→ What is expected
Select each line where the word "Tailwind" appears.

(Records with interface code)
## START
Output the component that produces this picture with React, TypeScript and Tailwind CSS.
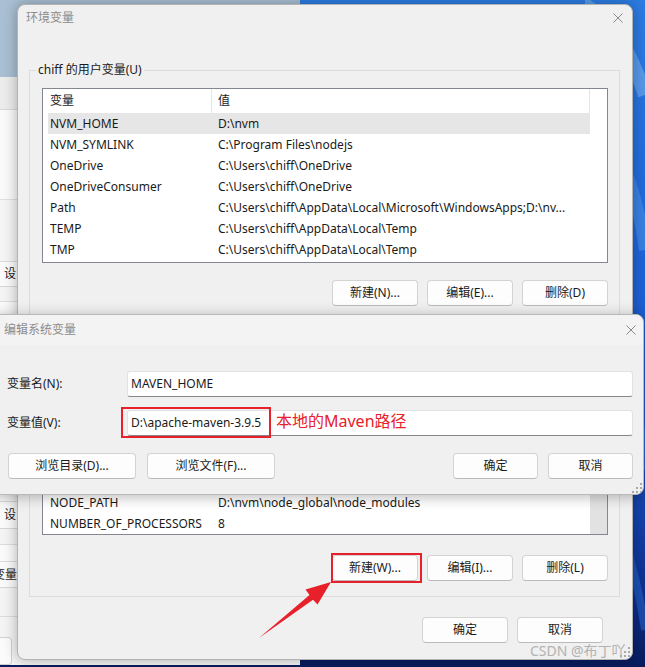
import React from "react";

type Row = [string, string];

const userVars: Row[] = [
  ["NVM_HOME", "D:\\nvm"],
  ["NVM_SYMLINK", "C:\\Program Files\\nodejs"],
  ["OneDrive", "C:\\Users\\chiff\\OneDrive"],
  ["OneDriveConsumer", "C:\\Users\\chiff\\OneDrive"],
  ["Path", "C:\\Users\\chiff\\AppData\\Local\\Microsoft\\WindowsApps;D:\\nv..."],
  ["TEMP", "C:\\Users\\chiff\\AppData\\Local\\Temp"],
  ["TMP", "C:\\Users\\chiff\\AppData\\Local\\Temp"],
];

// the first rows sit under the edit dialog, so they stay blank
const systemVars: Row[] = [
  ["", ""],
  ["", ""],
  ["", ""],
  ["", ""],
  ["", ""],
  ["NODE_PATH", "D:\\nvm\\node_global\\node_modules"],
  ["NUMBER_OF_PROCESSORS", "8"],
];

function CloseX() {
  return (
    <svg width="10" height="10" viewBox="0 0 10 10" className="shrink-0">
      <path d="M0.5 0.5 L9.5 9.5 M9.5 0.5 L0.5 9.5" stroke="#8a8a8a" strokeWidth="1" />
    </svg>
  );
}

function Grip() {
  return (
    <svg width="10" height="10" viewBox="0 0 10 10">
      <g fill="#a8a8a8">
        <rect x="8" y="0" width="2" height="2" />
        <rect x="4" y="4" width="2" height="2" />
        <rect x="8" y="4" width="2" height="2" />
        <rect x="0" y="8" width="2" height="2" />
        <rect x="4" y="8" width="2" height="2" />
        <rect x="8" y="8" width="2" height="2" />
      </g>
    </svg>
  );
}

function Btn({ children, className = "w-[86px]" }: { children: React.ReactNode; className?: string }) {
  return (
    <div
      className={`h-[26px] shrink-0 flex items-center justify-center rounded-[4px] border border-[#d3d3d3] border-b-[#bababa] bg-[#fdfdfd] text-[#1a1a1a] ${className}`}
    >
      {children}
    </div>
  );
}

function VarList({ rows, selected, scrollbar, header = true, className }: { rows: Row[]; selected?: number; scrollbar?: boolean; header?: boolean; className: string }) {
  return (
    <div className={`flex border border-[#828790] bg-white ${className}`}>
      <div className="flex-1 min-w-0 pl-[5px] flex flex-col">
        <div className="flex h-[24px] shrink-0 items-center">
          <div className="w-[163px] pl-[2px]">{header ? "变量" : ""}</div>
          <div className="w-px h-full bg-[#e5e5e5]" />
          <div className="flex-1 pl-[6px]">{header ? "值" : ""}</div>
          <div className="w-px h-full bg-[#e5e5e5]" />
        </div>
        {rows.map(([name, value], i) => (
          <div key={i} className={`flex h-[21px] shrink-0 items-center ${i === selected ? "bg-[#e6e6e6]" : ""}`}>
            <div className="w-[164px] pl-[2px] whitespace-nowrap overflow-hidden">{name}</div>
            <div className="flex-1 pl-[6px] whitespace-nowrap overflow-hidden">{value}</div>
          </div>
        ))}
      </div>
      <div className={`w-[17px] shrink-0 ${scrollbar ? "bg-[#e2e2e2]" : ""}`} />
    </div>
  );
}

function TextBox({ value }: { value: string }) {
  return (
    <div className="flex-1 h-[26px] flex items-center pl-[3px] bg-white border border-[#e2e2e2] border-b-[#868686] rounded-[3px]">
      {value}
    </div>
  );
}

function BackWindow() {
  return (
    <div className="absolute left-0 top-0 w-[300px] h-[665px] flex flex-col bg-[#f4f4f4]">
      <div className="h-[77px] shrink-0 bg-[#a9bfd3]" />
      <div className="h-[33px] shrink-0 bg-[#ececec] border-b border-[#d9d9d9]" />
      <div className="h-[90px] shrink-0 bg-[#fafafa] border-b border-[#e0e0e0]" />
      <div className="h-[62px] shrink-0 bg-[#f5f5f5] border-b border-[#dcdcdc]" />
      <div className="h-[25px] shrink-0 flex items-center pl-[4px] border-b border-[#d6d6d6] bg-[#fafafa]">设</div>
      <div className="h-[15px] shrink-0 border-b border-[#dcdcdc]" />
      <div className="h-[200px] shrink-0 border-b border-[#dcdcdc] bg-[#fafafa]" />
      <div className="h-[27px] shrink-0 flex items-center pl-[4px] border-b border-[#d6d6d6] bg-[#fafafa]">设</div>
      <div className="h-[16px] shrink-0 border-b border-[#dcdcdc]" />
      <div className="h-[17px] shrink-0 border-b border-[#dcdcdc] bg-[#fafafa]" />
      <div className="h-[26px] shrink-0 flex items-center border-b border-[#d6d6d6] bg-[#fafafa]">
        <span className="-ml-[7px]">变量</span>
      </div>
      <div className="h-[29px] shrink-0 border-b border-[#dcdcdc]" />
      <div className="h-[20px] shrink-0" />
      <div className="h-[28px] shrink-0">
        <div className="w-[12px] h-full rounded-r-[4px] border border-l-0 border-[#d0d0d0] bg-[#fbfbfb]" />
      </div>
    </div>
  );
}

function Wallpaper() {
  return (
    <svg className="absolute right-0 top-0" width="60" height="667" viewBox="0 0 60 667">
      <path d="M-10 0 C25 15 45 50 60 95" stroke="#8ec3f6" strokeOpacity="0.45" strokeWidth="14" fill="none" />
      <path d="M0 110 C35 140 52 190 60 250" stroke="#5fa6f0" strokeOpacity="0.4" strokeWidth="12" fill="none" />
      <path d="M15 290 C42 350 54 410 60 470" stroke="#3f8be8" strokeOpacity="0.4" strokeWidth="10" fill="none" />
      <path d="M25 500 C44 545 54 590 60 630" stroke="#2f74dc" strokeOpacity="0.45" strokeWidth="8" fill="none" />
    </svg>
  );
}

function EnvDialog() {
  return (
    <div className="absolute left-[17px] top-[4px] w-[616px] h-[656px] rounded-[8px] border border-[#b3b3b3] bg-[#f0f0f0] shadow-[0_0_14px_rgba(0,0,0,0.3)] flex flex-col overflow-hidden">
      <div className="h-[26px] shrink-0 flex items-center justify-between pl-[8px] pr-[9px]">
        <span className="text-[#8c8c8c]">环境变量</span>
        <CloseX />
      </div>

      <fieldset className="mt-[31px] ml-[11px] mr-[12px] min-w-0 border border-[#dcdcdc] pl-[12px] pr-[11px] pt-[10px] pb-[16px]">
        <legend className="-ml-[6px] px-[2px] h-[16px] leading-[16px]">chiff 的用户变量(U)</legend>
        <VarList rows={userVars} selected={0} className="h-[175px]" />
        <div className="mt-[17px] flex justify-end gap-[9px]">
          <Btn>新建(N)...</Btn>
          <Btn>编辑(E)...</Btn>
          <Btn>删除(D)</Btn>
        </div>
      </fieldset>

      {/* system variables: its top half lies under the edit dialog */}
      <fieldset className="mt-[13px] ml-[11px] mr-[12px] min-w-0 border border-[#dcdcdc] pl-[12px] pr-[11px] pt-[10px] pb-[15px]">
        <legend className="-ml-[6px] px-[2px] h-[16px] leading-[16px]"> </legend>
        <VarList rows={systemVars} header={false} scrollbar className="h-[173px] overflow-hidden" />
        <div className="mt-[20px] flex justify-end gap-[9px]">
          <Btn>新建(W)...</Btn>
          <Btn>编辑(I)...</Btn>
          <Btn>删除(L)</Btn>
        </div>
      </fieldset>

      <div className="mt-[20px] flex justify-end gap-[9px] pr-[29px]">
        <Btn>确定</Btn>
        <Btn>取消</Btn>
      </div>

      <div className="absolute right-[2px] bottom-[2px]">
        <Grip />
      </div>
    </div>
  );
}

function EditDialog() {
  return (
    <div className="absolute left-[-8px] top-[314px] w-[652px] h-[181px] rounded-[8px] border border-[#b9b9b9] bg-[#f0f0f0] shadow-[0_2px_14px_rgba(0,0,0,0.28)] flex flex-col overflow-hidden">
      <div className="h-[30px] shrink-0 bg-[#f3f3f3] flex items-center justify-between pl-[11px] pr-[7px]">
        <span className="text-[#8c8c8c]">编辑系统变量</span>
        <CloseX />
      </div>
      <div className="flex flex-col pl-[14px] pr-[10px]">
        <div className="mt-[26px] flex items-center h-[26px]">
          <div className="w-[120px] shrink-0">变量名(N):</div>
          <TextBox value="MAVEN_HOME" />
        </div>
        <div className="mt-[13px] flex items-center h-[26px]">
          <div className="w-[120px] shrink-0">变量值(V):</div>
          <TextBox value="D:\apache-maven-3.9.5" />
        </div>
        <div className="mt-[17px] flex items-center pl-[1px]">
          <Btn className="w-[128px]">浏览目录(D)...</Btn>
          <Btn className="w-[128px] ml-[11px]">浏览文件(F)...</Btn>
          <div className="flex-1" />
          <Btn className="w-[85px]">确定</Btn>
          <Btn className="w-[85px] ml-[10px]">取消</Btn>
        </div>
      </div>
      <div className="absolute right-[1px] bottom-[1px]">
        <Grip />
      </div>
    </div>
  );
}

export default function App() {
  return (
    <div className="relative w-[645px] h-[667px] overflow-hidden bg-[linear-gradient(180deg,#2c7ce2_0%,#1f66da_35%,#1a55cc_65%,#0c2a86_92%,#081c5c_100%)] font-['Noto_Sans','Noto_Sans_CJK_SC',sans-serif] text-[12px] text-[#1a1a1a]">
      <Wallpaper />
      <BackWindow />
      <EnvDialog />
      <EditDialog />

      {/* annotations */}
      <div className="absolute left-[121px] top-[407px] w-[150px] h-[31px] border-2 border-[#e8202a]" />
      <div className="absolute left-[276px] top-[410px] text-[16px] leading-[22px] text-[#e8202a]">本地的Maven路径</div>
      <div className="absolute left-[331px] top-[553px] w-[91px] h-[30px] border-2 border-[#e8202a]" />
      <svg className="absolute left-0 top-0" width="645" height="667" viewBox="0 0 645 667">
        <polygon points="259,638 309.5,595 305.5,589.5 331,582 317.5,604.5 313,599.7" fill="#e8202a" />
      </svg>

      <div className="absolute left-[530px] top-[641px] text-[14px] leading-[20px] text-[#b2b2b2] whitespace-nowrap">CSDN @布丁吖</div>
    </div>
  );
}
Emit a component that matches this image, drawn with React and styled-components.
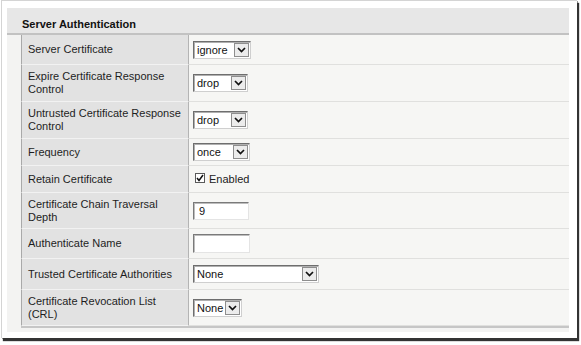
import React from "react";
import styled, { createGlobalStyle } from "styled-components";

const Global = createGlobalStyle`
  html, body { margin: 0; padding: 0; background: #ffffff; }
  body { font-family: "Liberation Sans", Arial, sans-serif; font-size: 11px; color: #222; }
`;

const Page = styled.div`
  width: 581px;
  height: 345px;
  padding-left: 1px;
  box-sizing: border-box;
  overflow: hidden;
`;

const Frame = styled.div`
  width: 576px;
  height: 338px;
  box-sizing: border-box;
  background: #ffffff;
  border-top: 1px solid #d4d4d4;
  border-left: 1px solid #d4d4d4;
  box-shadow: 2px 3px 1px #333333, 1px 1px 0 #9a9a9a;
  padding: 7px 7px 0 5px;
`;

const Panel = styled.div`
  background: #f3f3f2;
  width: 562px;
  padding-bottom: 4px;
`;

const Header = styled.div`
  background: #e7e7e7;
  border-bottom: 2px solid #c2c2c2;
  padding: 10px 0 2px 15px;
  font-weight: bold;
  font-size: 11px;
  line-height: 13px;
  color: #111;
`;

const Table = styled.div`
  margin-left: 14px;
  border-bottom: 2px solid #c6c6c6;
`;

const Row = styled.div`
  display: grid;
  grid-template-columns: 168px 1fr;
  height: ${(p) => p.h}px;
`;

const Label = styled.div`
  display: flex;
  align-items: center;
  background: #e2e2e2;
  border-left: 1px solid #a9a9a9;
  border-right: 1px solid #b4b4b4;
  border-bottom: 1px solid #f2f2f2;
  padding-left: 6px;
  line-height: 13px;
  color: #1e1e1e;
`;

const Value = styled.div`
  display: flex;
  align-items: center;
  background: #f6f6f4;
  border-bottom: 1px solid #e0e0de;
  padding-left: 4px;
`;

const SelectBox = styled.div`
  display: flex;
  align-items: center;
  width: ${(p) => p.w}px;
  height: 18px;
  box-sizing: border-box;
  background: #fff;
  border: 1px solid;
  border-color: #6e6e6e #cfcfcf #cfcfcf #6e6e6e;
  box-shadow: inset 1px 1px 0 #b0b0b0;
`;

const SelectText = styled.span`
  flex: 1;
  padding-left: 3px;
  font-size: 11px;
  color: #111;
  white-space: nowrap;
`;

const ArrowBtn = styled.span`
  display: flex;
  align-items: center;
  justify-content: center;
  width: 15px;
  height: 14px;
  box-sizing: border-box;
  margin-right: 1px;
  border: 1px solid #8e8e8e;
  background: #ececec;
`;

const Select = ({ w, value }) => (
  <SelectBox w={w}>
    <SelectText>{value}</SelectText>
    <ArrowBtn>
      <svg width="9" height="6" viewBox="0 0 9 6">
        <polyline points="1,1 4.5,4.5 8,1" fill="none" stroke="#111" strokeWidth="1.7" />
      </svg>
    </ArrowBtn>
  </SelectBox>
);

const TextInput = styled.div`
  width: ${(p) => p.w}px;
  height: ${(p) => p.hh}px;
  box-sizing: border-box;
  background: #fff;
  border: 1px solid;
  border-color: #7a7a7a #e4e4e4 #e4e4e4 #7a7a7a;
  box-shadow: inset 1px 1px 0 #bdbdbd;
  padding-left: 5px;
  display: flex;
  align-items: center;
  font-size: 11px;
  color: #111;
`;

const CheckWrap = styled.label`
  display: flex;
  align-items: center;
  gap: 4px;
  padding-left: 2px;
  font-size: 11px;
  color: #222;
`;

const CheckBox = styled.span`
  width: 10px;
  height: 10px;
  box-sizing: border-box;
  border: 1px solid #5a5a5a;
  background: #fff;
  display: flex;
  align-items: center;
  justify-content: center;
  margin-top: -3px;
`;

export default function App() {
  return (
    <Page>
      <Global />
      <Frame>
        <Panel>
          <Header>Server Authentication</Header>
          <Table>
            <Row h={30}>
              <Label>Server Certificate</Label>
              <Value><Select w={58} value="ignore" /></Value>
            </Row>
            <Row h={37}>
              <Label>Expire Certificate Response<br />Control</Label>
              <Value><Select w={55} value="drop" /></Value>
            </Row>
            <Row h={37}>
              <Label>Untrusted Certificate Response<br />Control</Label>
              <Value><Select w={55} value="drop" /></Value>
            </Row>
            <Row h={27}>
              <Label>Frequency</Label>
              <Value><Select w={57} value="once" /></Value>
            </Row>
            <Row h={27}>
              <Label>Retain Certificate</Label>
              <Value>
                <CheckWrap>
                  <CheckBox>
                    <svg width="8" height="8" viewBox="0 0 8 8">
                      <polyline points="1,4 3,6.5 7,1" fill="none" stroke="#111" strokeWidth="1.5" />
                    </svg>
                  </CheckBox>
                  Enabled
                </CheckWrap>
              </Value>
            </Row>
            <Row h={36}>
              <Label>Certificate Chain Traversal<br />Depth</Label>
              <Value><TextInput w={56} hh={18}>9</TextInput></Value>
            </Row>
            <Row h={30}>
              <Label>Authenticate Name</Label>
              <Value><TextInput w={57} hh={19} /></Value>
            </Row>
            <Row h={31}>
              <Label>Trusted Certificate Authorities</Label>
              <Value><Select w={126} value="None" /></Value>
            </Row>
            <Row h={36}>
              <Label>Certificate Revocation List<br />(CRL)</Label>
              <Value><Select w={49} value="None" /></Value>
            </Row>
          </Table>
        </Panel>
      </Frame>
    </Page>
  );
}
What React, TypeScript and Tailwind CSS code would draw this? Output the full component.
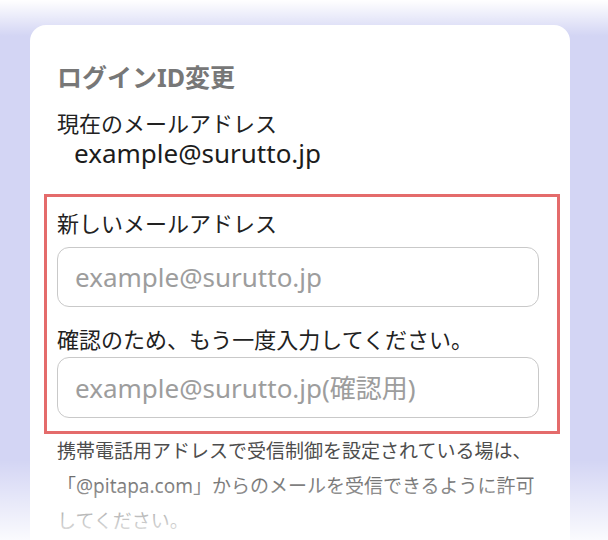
## END
→ Task result
Output the component that produces this picture with React, TypeScript and Tailwind CSS.
What React, TypeScript and Tailwind CSS code would draw this? Output the full component.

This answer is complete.